◆ Problem requirements
Copy the first line of the material below and every later line through the line containing "X, Italic, Underline", without any other output.
====== Provided material
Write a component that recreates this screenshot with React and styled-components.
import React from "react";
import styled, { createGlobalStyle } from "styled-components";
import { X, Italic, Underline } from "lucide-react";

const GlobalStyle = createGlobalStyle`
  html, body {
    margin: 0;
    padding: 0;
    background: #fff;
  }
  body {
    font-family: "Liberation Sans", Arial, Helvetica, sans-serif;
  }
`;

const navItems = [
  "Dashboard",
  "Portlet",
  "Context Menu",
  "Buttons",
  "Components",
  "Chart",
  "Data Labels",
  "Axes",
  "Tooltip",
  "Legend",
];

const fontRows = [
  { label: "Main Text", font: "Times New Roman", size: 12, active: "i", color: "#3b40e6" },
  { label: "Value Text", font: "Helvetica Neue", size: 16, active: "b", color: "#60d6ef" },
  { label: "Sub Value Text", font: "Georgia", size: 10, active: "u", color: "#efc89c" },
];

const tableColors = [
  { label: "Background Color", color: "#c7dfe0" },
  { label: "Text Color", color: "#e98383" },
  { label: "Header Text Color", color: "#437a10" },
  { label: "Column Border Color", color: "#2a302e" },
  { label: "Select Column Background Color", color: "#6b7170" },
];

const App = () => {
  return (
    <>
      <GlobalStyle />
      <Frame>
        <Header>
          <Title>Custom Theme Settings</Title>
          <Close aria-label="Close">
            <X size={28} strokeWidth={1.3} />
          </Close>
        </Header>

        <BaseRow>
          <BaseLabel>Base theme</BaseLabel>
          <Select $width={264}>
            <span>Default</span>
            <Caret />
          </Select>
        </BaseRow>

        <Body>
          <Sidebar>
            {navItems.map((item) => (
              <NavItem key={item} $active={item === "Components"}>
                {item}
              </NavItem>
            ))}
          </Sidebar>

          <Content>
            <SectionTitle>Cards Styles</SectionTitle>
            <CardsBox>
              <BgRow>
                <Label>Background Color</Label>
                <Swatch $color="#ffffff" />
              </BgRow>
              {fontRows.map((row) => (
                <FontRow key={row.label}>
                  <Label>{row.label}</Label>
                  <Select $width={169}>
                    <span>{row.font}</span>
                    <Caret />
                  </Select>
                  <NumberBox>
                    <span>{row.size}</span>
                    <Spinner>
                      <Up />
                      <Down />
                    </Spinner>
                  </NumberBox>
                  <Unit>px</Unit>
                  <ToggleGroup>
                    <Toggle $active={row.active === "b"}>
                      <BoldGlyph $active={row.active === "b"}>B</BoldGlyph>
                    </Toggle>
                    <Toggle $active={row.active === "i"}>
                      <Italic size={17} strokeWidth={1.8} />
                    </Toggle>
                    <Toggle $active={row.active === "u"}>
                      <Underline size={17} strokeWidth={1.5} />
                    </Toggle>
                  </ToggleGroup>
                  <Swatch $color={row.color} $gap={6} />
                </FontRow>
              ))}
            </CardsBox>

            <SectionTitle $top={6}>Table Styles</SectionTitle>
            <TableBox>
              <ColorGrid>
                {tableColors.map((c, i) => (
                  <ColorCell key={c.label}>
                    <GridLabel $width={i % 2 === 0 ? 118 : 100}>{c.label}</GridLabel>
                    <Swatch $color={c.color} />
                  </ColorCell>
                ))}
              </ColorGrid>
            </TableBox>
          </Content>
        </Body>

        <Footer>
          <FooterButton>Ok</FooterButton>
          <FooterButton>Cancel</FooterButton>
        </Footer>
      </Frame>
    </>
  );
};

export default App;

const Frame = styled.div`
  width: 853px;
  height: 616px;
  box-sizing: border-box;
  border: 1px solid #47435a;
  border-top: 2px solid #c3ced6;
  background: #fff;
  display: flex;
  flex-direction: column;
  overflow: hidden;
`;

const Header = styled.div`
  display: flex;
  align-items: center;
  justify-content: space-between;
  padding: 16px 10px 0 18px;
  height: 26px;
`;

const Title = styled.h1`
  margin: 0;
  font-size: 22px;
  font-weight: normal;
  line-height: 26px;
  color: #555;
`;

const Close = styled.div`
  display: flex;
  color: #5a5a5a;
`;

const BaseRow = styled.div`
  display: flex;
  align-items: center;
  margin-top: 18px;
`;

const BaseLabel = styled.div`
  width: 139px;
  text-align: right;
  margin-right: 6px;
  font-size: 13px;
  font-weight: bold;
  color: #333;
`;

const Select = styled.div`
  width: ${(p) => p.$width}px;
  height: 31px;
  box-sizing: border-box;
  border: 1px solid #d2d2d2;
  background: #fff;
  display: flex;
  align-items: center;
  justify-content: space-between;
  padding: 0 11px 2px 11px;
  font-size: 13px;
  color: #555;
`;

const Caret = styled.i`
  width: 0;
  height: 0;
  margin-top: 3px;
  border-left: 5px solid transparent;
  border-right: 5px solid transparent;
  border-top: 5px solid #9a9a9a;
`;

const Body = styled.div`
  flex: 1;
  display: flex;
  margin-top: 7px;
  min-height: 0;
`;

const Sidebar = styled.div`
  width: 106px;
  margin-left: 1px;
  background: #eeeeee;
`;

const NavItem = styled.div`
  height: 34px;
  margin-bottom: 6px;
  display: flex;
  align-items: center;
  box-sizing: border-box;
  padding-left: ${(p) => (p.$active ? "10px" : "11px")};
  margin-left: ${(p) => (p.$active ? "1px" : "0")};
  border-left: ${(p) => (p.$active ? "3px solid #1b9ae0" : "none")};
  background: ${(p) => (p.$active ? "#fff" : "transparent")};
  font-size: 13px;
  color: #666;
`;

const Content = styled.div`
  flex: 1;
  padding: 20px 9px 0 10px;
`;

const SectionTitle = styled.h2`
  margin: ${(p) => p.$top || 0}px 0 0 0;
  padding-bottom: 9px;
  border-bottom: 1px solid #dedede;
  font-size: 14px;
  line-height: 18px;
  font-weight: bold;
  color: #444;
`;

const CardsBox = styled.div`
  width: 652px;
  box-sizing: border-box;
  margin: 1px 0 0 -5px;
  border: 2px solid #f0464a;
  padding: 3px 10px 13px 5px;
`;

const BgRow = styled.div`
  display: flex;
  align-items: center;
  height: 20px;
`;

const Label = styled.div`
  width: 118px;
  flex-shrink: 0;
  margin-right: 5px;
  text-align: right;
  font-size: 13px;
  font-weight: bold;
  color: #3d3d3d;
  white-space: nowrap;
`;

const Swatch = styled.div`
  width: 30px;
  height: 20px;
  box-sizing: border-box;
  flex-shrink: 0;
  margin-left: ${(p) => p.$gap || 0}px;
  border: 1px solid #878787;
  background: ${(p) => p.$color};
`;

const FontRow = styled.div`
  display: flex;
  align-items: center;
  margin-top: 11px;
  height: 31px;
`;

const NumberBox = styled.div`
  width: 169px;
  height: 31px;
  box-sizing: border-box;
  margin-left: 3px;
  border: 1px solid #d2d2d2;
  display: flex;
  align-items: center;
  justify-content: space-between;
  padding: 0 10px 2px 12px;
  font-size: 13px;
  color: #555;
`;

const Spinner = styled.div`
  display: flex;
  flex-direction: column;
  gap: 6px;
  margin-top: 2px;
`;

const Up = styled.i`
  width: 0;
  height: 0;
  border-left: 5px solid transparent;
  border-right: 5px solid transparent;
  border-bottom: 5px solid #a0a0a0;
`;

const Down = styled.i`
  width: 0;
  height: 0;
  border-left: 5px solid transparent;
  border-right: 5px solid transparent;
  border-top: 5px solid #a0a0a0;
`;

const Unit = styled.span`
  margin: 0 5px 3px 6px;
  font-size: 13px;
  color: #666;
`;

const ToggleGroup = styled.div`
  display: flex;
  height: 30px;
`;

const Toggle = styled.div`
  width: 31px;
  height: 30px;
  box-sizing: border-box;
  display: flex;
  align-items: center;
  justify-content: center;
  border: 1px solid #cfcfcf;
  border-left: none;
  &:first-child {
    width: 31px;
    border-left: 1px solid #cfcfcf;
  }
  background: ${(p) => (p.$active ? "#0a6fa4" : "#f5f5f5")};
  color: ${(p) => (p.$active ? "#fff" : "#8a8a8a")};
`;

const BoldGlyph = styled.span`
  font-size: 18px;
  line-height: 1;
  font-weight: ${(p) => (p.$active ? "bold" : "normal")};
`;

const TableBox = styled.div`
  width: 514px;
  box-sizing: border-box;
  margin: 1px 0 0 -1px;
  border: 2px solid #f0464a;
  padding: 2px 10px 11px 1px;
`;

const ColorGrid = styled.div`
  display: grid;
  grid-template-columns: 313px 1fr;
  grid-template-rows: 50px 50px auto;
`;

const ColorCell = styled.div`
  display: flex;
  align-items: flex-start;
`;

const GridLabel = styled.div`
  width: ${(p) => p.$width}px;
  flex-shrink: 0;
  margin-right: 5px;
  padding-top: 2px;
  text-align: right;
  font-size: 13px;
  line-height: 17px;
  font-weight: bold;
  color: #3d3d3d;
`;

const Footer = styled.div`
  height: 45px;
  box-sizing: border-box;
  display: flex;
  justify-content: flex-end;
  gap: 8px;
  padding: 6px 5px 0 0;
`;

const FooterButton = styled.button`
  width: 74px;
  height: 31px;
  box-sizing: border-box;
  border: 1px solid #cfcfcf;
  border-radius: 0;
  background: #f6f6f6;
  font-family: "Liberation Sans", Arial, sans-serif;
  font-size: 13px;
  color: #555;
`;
============
◆ Full solution
Write a component that recreates this screenshot with React and styled-components.
import React from "react";
import styled, { createGlobalStyle } from "styled-components";
import { X, Italic, Underline } from "lucide-react";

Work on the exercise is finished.